Altri 150 sacerdoti hanno scritto a Papa Francesco difendendo a spada tratta i due loro colleghi, a loro dire calunniati dal docente di Filosofia:
”… Alcuni di noi hanno vissuto in seminario insieme alla persona che ora, inspiegabilmente, sta lanciando gravi accuse contro don Paolo e don Livio – scrivono i parroci e diaconi nella missiva destinata alla Santa Sede – l’esperienza formativa che abbiamo vissuto, a stretto contatto con gli educatori di cui si parla, è stata caratterizzata da profondo rispetto e ci sentiamo di testimoniare che esiste un’altra storia: a loro va tutta la nostra stima e fiducia… La vita che abbiamo trascorso in seminario, in particolare per quanti di noi sono stati nella comunità Vocazionale, è stata sempre caratterizzata da uno stile molto familiare, sia per i tanti momenti comunitari che per la disposizione degli spazi.
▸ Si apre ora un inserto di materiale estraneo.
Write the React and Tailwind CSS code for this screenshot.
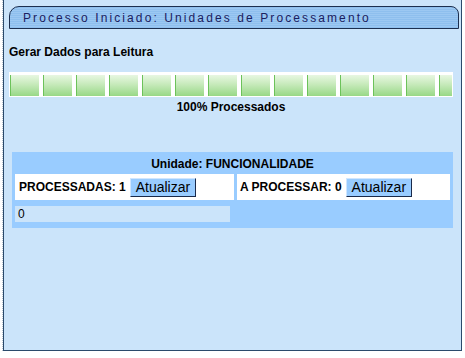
import React from 'react';

const segments = Array.from({ length: 14 });

function UpdateButton() {
  return (
    <button className="ml-1 h-[19px] px-[5px] bg-[#99ccff] border border-t-[#cfe6ff] border-l-[#cfe6ff] border-r-[#1a2a4a] border-b-[#1a2a4a] text-[14px] leading-none text-black font-normal">
      Atualizar
    </button>
  );
}

export default function App() {
  return (
    <div className="w-[465px] h-[358px] bg-white font-['Liberation_Sans',Arial,sans-serif] text-black flex">
      <div className="w-[3px] h-[351px] border-r border-dotted border-[#b8c4d0]" />
      <div className="w-[459px] h-[351px] bg-[#cbe4fa] border border-t-0 border-[#2b4a6b] pt-[6px] pl-[5px] pr-[2px] flex flex-col">
        <div className="h-[23px] rounded-tl-[10px] rounded-tr-[8px] border border-[#1c2f4f] bg-[repeating-linear-gradient(to_bottom,#8ebfee_0px,#8ebfee_1px,#9cc8f2_1px,#9cc8f2_2px)] pl-[13px] flex items-center text-[12px] tracking-[2.1px] text-[#1b2060]">
          Processo Iniciado: Unidades de Processamento
        </div>

        <div className="mt-[17px] text-[12px] font-bold leading-none">Gerar Dados para Leitura</div>

        <div className="mt-[14px] w-[444px] h-[25px] bg-white pt-[3px] pb-[1px] pl-[1px] flex gap-[4px]">
          {segments.map((_, i) => (
            <div
              key={i}
              className={`${i === 13 ? 'w-[13px]' : 'w-[29px]'} h-full border-l border-[#6cc25a] bg-[linear-gradient(to_bottom,#e8f7e2,#c6eaba_45%,#98d887)]`}
            />
          ))}
        </div>

        <div className="mt-[4px] w-[444px] text-center text-[12px] font-bold leading-none">100% Processados</div>

        <div className="mt-[39px] ml-[3px] w-[441px] bg-[#99ccff] p-[3px] text-[12px]">
          <div className="h-[17px] flex items-center justify-center font-bold">Unidade: FUNCIONALIDADE</div>
          <div className="mt-[2px] flex gap-[3px]">
            <div className="w-[219px] h-[26px] bg-white flex items-center pl-[4px] font-bold">
              PROCESSADAS: 1
              <UpdateButton />
            </div>
            <div className="w-[213px] h-[26px] bg-white flex items-center pl-[3px] font-bold">
              A PROCESSAR: 0
              <UpdateButton />
            </div>
          </div>
          <div className="mt-[6px] w-[215px] h-[16px] bg-[#cbe4fa] flex items-center pl-[3px]">0</div>
          <div className="h-[3px]" />
        </div>
      </div>
    </div>
  );
}
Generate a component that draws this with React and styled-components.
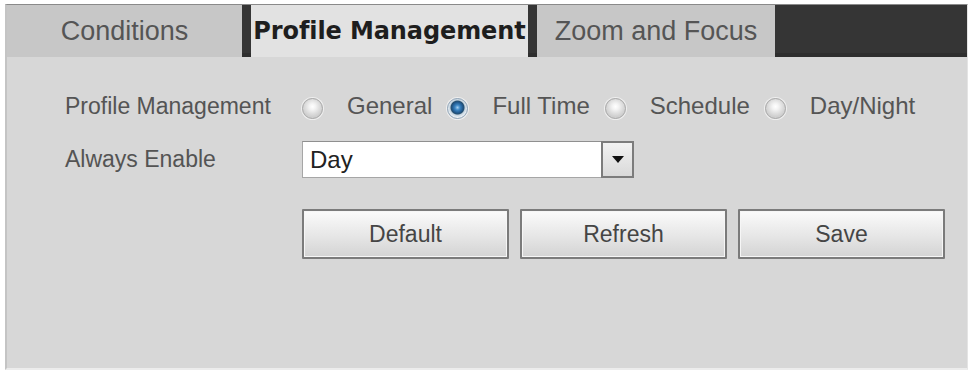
import React from "react";
import styled, { createGlobalStyle } from "styled-components";

const GlobalStyle = createGlobalStyle`
	html, body {
		margin: 0;
		padding: 0;
		background: #ffffff;
	}
	body {
		font-family: "Liberation Sans", Arial, sans-serif;
	}
`;

const Page = styled.div`
	width: 973px;
	height: 373px;
	padding: 4px 5px 3px 5px;
	box-sizing: border-box;
`;

const Panel = styled.div`
	height: 366px;
	display: flex;
	flex-direction: column;
	background: #d7d7d7;
	border-top: 1px solid #8a8a8a;
	border-left: 2px solid #c4c4c4;
	border-right: 1px solid #e4e4e4;
	border-bottom: 2px solid #ececec;
	box-sizing: border-box;
`;

const TabBar = styled.div`
	display: flex;
	gap: 9px;
	height: 52px;
	background: #353535;
	box-shadow: inset 0 -4px 0 #2e2e2e;
`;

const Tab = styled.div`
	width: ${(p) => p.$width}px;
	flex: none;
	display: flex;
	align-items: center;
	justify-content: center;
	white-space: nowrap;
	background: ${(p) => (p.$active ? "#e2e2e2" : "#c7c7c7")};
	color: ${(p) => (p.$active ? "#1e1e1e" : "#555555")};
	font-family: ${(p) =>
		p.$active
			? '"DejaVu Sans", Verdana, sans-serif'
			: '"Liberation Sans", Arial, sans-serif'};
	font-weight: ${(p) => (p.$active ? 700 : 400)};
	font-size: ${(p) => (p.$active ? 24 : 27)}px;
	letter-spacing: ${(p) => (p.$active ? "-0.1px" : "0")};
`;

const Body = styled.div`
	flex: 1;
	padding: 30px 0 0 58px;
	display: flex;
	flex-direction: column;
`;

const Row = styled.div`
	display: flex;
	align-items: center;
	height: ${(p) => p.$height}px;
	margin-bottom: ${(p) => p.$gap || 0}px;
`;

const Label = styled.div`
	width: 237px;
	flex: none;
	font-size: 23px;
	color: #545454;
`;

const RadioGroup = styled.div`
	display: flex;
	align-items: center;
`;

const Radio = styled.span`
	width: 21px;
	height: 21px;
	box-sizing: border-box;
	border-radius: 50%;
	margin: 5px 24px 0 0;
	border: 1.5px solid ${(p) => (p.$checked ? "#8fa4b8" : "#a9a9a9")};
	background: ${(p) =>
		p.$checked
			? "radial-gradient(circle at 50% 45%, #a6d0f0 0, #3c86c4 2.5px, #1f5588 5.5px, #27506f 6.5px, #c3d2de 7.5px, #eef2f5 10px)"
			: "radial-gradient(circle at 50% 40%, #ffffff 0, #f4f4f4 3px, #dedede 7px, #cfcfcf 10px)"};
	box-shadow: 0 0 0 1px rgba(255, 255, 255, 0.6);
`;

const RadioText = styled.span`
	font-size: 24px;
	color: #555555;
	margin-right: 15px;
	white-space: nowrap;
`;

const Select = styled.div`
	width: 332px;
	height: 37px;
	box-sizing: border-box;
	display: flex;
	background: #ffffff;
	border: 1px solid #a6a6a6;
	border-top-color: #8f8f8f;
`;

const SelectValue = styled.div`
	flex: 1;
	display: flex;
	align-items: center;
	padding-left: 7px;
	font-size: 24px;
	color: #222222;
`;

const SelectArrow = styled.div`
	width: 33px;
	flex: none;
	display: flex;
	align-items: center;
	justify-content: center;
	box-sizing: border-box;
	border: 2px solid #7c7c7c;
	margin: -1px -1px -1px 0;
	background: linear-gradient(#f2f2f2, #d9d9d9);

	&::after {
		content: "";
		border-left: 6px solid transparent;
		border-right: 6px solid transparent;
		border-top: 7px solid #111111;
	}
`;

const Buttons = styled.div`
	display: flex;
	gap: 11px;
	margin-left: 237px;
`;

const Button = styled.button`
	width: 207px;
	height: 50px;
	box-sizing: border-box;
	border: 2px solid #7b7b7b;
	border-radius: 1px;
	background: linear-gradient(#fbfbfb, #e6e6e6 55%, #d3d3d3);
	box-shadow: inset 0 0 0 1px #f6f6f6;
	font-family: "Liberation Sans", Arial, sans-serif;
	font-size: 23px;
	color: #454545;
	padding: 0;
`;

const modes = [
	{ label: "General", checked: false },
	{ label: "Full Time", checked: true },
	{ label: "Schedule", checked: false },
	{ label: "Day/Night", checked: false },
];

export default function App() {
	return (
		<>
			<GlobalStyle />
			<Page>
				<Panel>
					<TabBar>
						<Tab $width={235}>Conditions</Tab>
						<Tab $width={277} $active>
							Profile Management
						</Tab>
						<Tab $width={238}>Zoom and Focus</Tab>
					</TabBar>
					<Body>
						<Row $height={38} $gap={16}>
							<Label>Profile Management</Label>
							<RadioGroup>
								{modes.map((m) => (
									<React.Fragment key={m.label}>
										<Radio $checked={m.checked} />
										<RadioText>{m.label}</RadioText>
									</React.Fragment>
								))}
							</RadioGroup>
						</Row>
						<Row $height={37} $gap={31}>
							<Label>Always Enable</Label>
							<Select>
								<SelectValue>Day</SelectValue>
								<SelectArrow />
							</Select>
						</Row>
						<Buttons>
							<Button>Default</Button>
							<Button>Refresh</Button>
							<Button>Save</Button>
						</Buttons>
					</Body>
				</Panel>
			</Page>
		</>
	);
}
Qualunque strana situazione difficilmente sarebbe potuta rimanere nascosta. Abbiamo vissuto in un ambiente sereno dove c’era fiducia tra di noi e verso gli educatori; comprendevamo, anche senza dircelo, quali erano le normali difficoltà che ciascuno stava vivendo nel suo cammino vocazionale…Sentiamo di poter interpretare il pensiero di molti nell’esprimere a don Paolo e a don Livio tutta la nostra stima e fiducia; siamo solidali con il loro dolore e fiduciosi che la limpidezza della loro vita e del loro ministero possa portare a una rapida chiarificazione dei fatti…”.
In molti attendono il seguito giudiziario della vicenda che potrebbe avere luogo quando il professore Cecchin depositerà in cancelleria penale la sua denuncia, qualora non l’abbia già fatto, nel frattempo. Le lettere aperte, da sole, non si trasformano in archiviazioni né in rinvii a giudizio. Men che meno in condanne.